According to the Rule of St Benedict, ch. 58, entry into the monastery goes as follows:
- A few days at the guest house for the persistent
- Two months as a novice
- Read the Rule. Can leave if they don’t like it.
- Six more months. Read the Rule as above.
- Another four-month testing period.
- Finally admitted
The three central (famous!) vows:
In making these vows, the new monk is stripped in the oratory and clothed in monastic garb. Thus everything he was is gone and everything he is is now invested in the community. He has not even his own clothing. He has no money to provide for himself. He has vowed not to leave. And he has vowed to surrender his own disordered will to that of the community under its abbot.
This is a radical commitment.
Few non-monastic Christian communities today have such radical commitment. Varieties exist in some Anabaptist communities, of course. Most of us don’t belong to those. Most of us belong to congregations that would barely notice if we were gone.

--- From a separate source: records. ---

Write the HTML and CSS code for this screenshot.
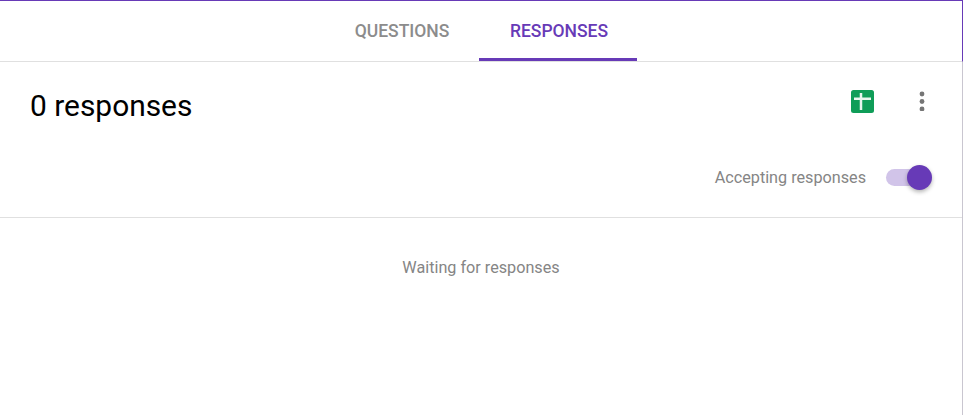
FILE: index.html
```html
<!DOCTYPE html>
<html lang="en">
<head>
    <meta charset="UTF-8">
    <title>Responses</title>
    <link rel="stylesheet" href="styles.css">
</head>
<body>
    <div class="page">
        <div class="tabs">
            <div class="tab tab-first">QUESTIONS</div>
            <div class="tab tab-active">RESPONSES</div>
        </div>
        <div class="summary">
            <div class="summary-top">
                <h1 class="count">0 responses</h1>
                <div class="actions">
                    <svg class="sheets-icon" width="23" height="23" viewBox="0 0 23 23">
                        <rect width="23" height="23" rx="2.5" fill="#0f9d58"/>
                        <path d="M3 7.5h5.75V3h2.5v4.5H20V10h-8.75v10h-2.5V10H3z" fill="#e8f5ee"/>
                    </svg>
                    <svg class="more-icon" width="6" height="20" viewBox="0 0 6 20">
                        <circle cx="3" cy="3" r="2.4" fill="#757575"/>
                        <circle cx="3" cy="10.5" r="2.4" fill="#757575"/>
                        <circle cx="3" cy="18" r="2.4" fill="#757575"/>
                    </svg>
                </div>
            </div>
            <div class="accepting">
                <span class="accepting-label">Accepting responses</span>
                <div class="switch">
                    <div class="switch-thumb"></div>
                </div>
            </div>
        </div>
        <div class="waiting">Waiting for responses</div>
    </div>
</body>
</html>
```

FILE: styles.css
```css
html, body {
    margin: 0;
    height: 100%;
}

body {
    background: #fff;
    font-family: Roboto, "Liberation Sans", sans-serif;
    overflow: hidden;
}

.page {
    height: 415px;
    box-sizing: border-box;
    border-right: 1px solid #c9c6d0;
}

.tabs {
    display: flex;
    justify-content: center;
    height: 62px;
    box-sizing: border-box;
    margin-right: -1px;
    padding-right: 4px;
    border-top: 1px solid #673ab7;
    border-right: 1px solid #673ab7;
    border-bottom: 1px solid #e0e0e0;
}

.tab {
    width: 158px;
    height: 60px;
    box-sizing: border-box;
    padding-top: 20px;
    text-align: center;
    font-size: 17.5px;
    line-height: 20px;
    font-weight: 500;
    color: #8c8c8c;
}

.tab-first {
    padding-left: 4px;
}

.tab-active {
    padding-left: 2px;
    color: #673ab7;
    border-bottom: 3px solid #673ab7;
}

.summary {
    height: 155px;
    padding: 0 29px 0 30px;
    border-bottom: 1px solid #e0e0e0;
}

.summary-top {
    display: flex;
    justify-content: space-between;
    height: 88px;
}

.count {
    margin: 27px 0 0;
    font-size: 29.9px;
    line-height: 34px;
    font-weight: 400;
    color: #000;
}

.actions {
    display: flex;
    align-items: flex-start;
    gap: 45px;
    padding-top: 28px;
}

.more-icon {
    margin-top: 1px;
    margin-right: 8px;
}

.accepting {
    display: flex;
    justify-content: flex-end;
    align-items: center;
    height: 34px;
    margin-top: 11px;
}

.accepting-label {
    font-size: 16.2px;
    line-height: 20px;
    color: #858585;
}

.switch {
    position: relative;
    width: 36px;
    height: 17px;
    margin-left: 20px;
    margin-right: 11px;
    margin-bottom: 2px;
    border-radius: 9px;
    background: #d1c4e9;
}

.switch-thumb {
    position: absolute;
    top: -4px;
    right: -10px;
    width: 25px;
    height: 25px;
    border-radius: 50%;
    background: #673ab7;
    box-shadow: 0 2px 4px rgba(0, 0, 0, 0.3);
}

.waiting {
    padding-top: 40px;
    text-align: center;
    font-size: 16.2px;
    line-height: 20px;
    color: #858585;
}
```
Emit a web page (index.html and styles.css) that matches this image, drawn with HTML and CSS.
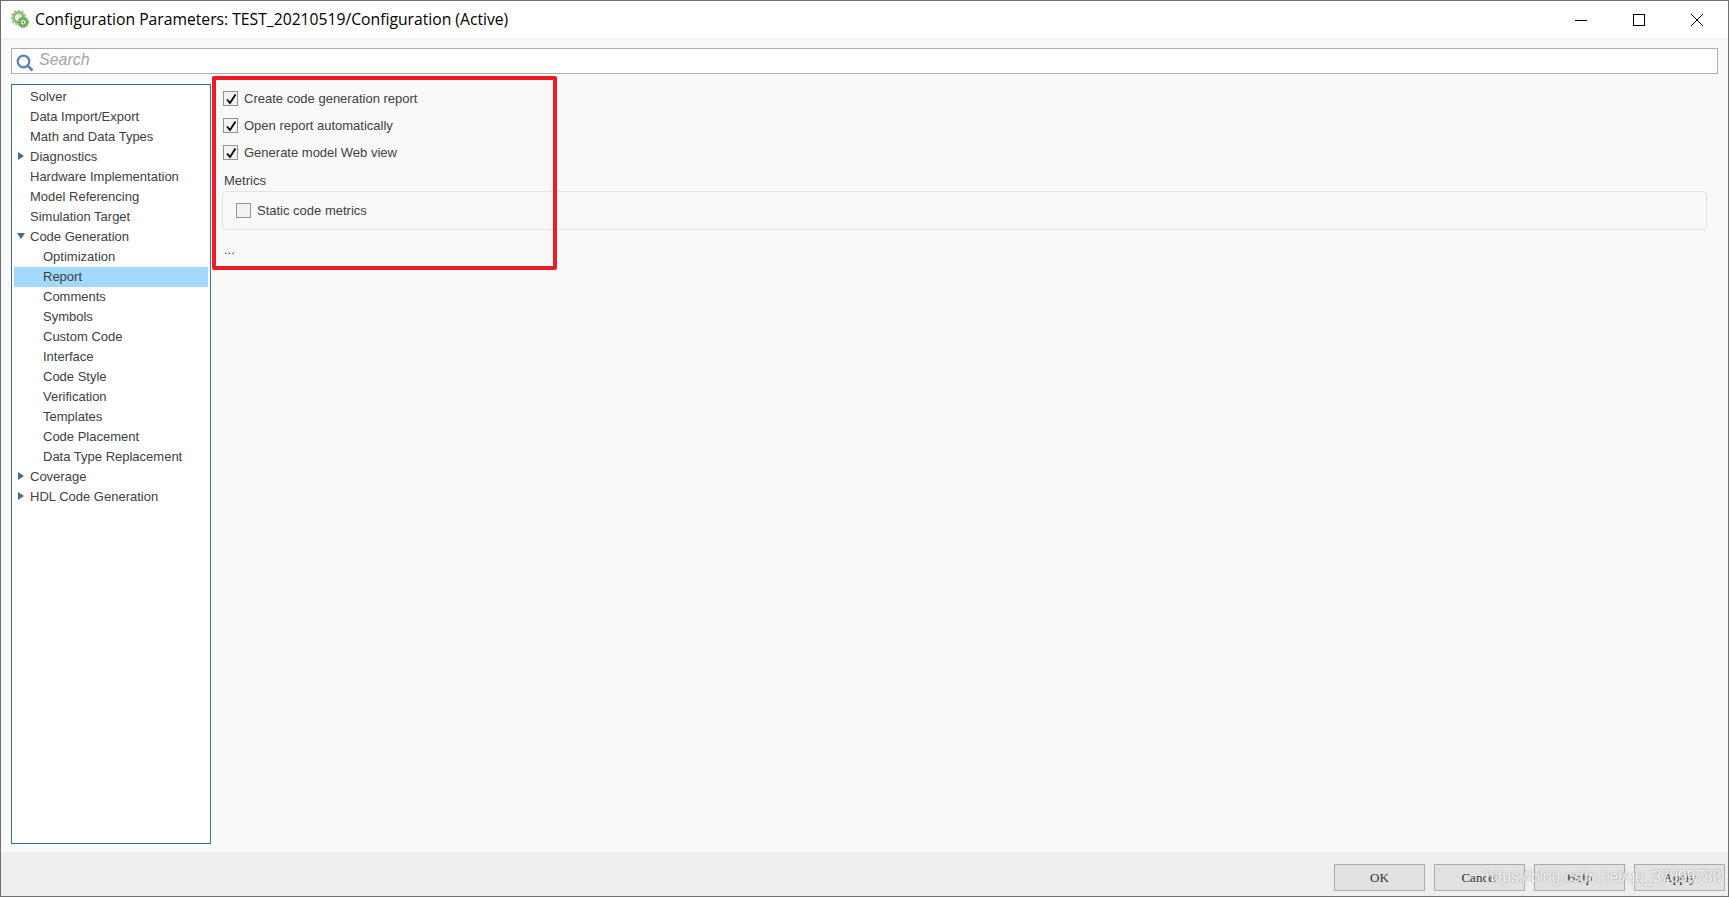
FILE: index.html
```html
<!DOCTYPE html>
<html lang="en">
<head>
<meta charset="utf-8">
<title>Configuration Parameters</title>
<link rel="stylesheet" href="styles.css">
</head>
<body>
<div class="window">
  <header class="titlebar">
    <svg class="app-icon" width="18" height="18" viewBox="0 0 18 18">
      <circle cx="7.5" cy="7.5" r="5" fill="#e6f0da" stroke="#93b97c" stroke-width="2.8"/>
      <circle cx="7.5" cy="7.5" r="7" fill="none" stroke="#a5c893" stroke-width="2" stroke-dasharray="2.4 1.6"/>
      <circle cx="12.2" cy="12.2" r="5.2" fill="#7db668" stroke="#6aa655" stroke-width="1" stroke-dasharray="2 1"/>
      <circle cx="12.2" cy="12.2" r="3" fill="#e2f0d6" stroke="#4f9a3f" stroke-width="1"/>
      <circle cx="12.2" cy="12.2" r="1" fill="#4f9a3f"/>
    </svg>
    <span class="title">Configuration Parameters: TEST_20210519/Configuration (Active)</span>
    <div class="controls">
      <svg class="ctl" width="12" height="12" viewBox="0 0 12 12"><path d="M0 6.5H12" stroke="#000" fill="none"/></svg>
      <svg class="ctl" width="12" height="12" viewBox="0 0 12 12"><rect x=".5" y=".5" width="11" height="11" stroke="#000" fill="none"/></svg>
      <svg class="ctl" width="12" height="12" viewBox="0 0 12 12"><path d="M0 0L12 12M12 0L0 12" stroke="#000" fill="none"/></svg>
    </div>
  </header>
  <div class="content">
    <div class="search">
      <svg class="search-icon" width="18" height="18" viewBox="0 0 18 18">
        <circle cx="7.5" cy="7.5" r="5.8" fill="none" stroke="#5b83ad" stroke-width="2.2"/>
        <path d="M11.8 11.8L16.5 16.5" stroke="#5b83ad" stroke-width="2.6" fill="none"/>
      </svg>
      <span class="search-text">Search</span>
    </div>
    <div class="main">
      <nav class="tree">
        <div class="row l1">Solver</div>
        <div class="row l1">Data Import/Export</div>
        <div class="row l1">Math and Data Types</div>
        <div class="row l1"><span class="arrow right"></span>Diagnostics</div>
        <div class="row l1">Hardware Implementation</div>
        <div class="row l1">Model Referencing</div>
        <div class="row l1">Simulation Target</div>
        <div class="row l1"><span class="arrow down"></span>Code Generation</div>
        <div class="row l2">Optimization</div>
        <div class="row l2 selected">Report</div>
        <div class="row l2">Comments</div>
        <div class="row l2">Symbols</div>
        <div class="row l2">Custom Code</div>
        <div class="row l2">Interface</div>
        <div class="row l2">Code Style</div>
        <div class="row l2">Verification</div>
        <div class="row l2">Templates</div>
        <div class="row l2">Code Placement</div>
        <div class="row l2">Data Type Replacement</div>
        <div class="row l1"><span class="arrow right"></span>Coverage</div>
        <div class="row l1"><span class="arrow right"></span>HDL Code Generation</div>
      </nav>
      <section class="pane">
        <label class="check"><span class="box"><svg width="14" height="14" viewBox="0 0 14 14"><path d="M3 7.5L6 11L11.5 2.5" fill="none" stroke="#000" stroke-width="1.8"/></svg></span>Create code generation report</label>
        <label class="check"><span class="box"><svg width="14" height="14" viewBox="0 0 14 14"><path d="M3 7.5L6 11L11.5 2.5" fill="none" stroke="#000" stroke-width="1.8"/></svg></span>Open report automatically</label>
        <label class="check"><span class="box"><svg width="14" height="14" viewBox="0 0 14 14"><path d="M3 7.5L6 11L11.5 2.5" fill="none" stroke="#000" stroke-width="1.8"/></svg></span>Generate model Web view</label>
        <div class="group-label">Metrics</div>
        <div class="group">
          <label class="check"><span class="box"></span>Static code metrics</label>
        </div>
        <div class="ellipsis">...</div>
        <div class="highlight"></div>
      </section>
    </div>
  </div>
  <footer class="footer">
    <button class="btn">OK</button>
    <button class="btn">Cancel</button>
    <button class="btn">Help</button>
    <button class="btn">Apply</button>
    <span class="watermark">https://blog.csdn.net/qq_37899788</span>
  </footer>
</div>
</body>
</html>
```
FILE: styles.css
```css
* { box-sizing: border-box; }
html, body { margin: 0; padding: 0; }
body {
  width: 1729px;
  height: 897px;
  overflow: hidden;
  font-family: "Liberation Sans", Arial, sans-serif;
  font-size: 13px;
  color: #404040;
}
.window {
  width: 1729px;
  height: 897px;
  display: flex;
  flex-direction: column;
  border: 1px solid #6e6e6e;
  background: #f9f9f9;
}
.titlebar {
  height: 39px;
  flex: none;
  display: flex;
  align-items: center;
  padding-left: 10px;
  background: #fff;
  border-bottom: 2px solid #f1f1f1;
}
.app-icon { flex: none; margin-top: -1px; }
.title {
  margin-left: 6px;
  margin-top: -1px;
  font-family: "Open Sans", "Noto Sans", sans-serif;
  font-size: 15.7px;
  color: #000;
  white-space: nowrap;
}
.controls {
  margin-left: auto;
  display: flex;
  align-items: center;
  gap: 46px;
  padding-right: 25px;
}
.ctl { display: block; }
.content {
  flex: 1;
  min-height: 0;
  display: flex;
  flex-direction: column;
  padding: 8px 10px 8px 10px;
}
.search {
  height: 26px;
  flex: none;
  display: flex;
  align-items: center;
  padding-left: 4px;
  background: #fff;
  border: 1px solid #aeaeae;
}
.search-icon { flex: none; margin-top: 3px; }
.search-text {
  margin-left: 5px;
  margin-top: -3px;
  font-size: 16px;
  font-style: italic;
  color: #a6a6a6;
}
.main {
  flex: 1;
  min-height: 0;
  display: flex;
  margin-top: 10px;
}
.tree {
  width: 200px;
  flex: none;
  padding: 2px;
  background: #fff;
  border: 1px solid #3f6f9f;
}
.row {
  position: relative;
  height: 20px;
  line-height: 20px;
  white-space: nowrap;
}
.l1 { padding-left: 16px; }
.l2 { padding-left: 29px; }
.selected { background: #a3d8ff; }
.arrow {
  position: absolute;
  left: 4px;
  top: 5px;
  width: 0;
  height: 0;
}
.arrow.right {
  border-top: 4.5px solid transparent;
  border-bottom: 4.5px solid transparent;
  border-left: 6px solid #4a6a8c;
}
.arrow.down {
  left: 3px;
  top: 6px;
  border-left: 4.5px solid transparent;
  border-right: 4.5px solid transparent;
  border-top: 6px solid #4a6a8c;
}
.pane {
  position: relative;
  flex: 1;
  min-width: 0;
}
.check {
  display: flex;
  align-items: center;
  height: 27px;
  white-space: nowrap;
}
.pane > .check { margin-left: 12px; }
.pane > .check:first-child { margin-top: 1px; }
.box {
  flex: none;
  width: 15px;
  height: 15px;
  margin-right: 6px;
  background: #f2f2f2;
  border: 1px solid #949494;
  display: flex;
  align-items: center;
  justify-content: center;
}
.box svg { display: block; flex: none; }
.group-label {
  margin: 6px 0 0 13px;
  height: 18px;
  line-height: 18px;
}
.group {
  margin: 1px 0 0 11px;
  width: 1485px;
  height: 39px;
  padding: 5px 0 0 13px;
  border: 1px solid #e3e3e3;
  border-radius: 4px;
}
.ellipsis {
  margin: 12px 0 0 13px;
  height: 16px;
  line-height: 16px;
}
.highlight {
  position: absolute;
  left: 1px;
  top: -8px;
  width: 345px;
  height: 194px;
  border: 4px solid #ed1c24;
  border-radius: 2px;
}
.footer {
  position: relative;
  height: 44px;
  flex: none;
  display: flex;
  justify-content: flex-end;
  gap: 9px;
  padding: 12px 3px 5px 0;
  background: #eeeeee;
}
.btn {
  width: 91px;
  height: 27px;
  padding: 0;
  background: #e1e1e1;
  border: 1px solid #adadad;
  font-family: "Liberation Serif", "Times New Roman", serif;
  font-size: 13px;
  color: #333;
}
.watermark {
  position: absolute;
  right: 7px;
  top: 16px;
  font-size: 16px;
  letter-spacing: -0.3px;
  color: rgba(255,255,255,.9);
  text-shadow: 0 0 1.5px rgba(110,110,110,.8);
  white-space: nowrap;
}
```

What if we were to invest in stability? This is certainly part of the Benedictine freedom of simplicity, isn’t it? Force yourself to stick with your local church, not merely in spite of the people who annoy you or the preaching that you dislike for one reason or another or the hymns/songs that aren’t your favourites, but specifically to fall in love with those people, that preacher, and find Jesus in that music.
That would take humility, as opposed to just leaving. Not that we should never go, but that we should more often stay instead.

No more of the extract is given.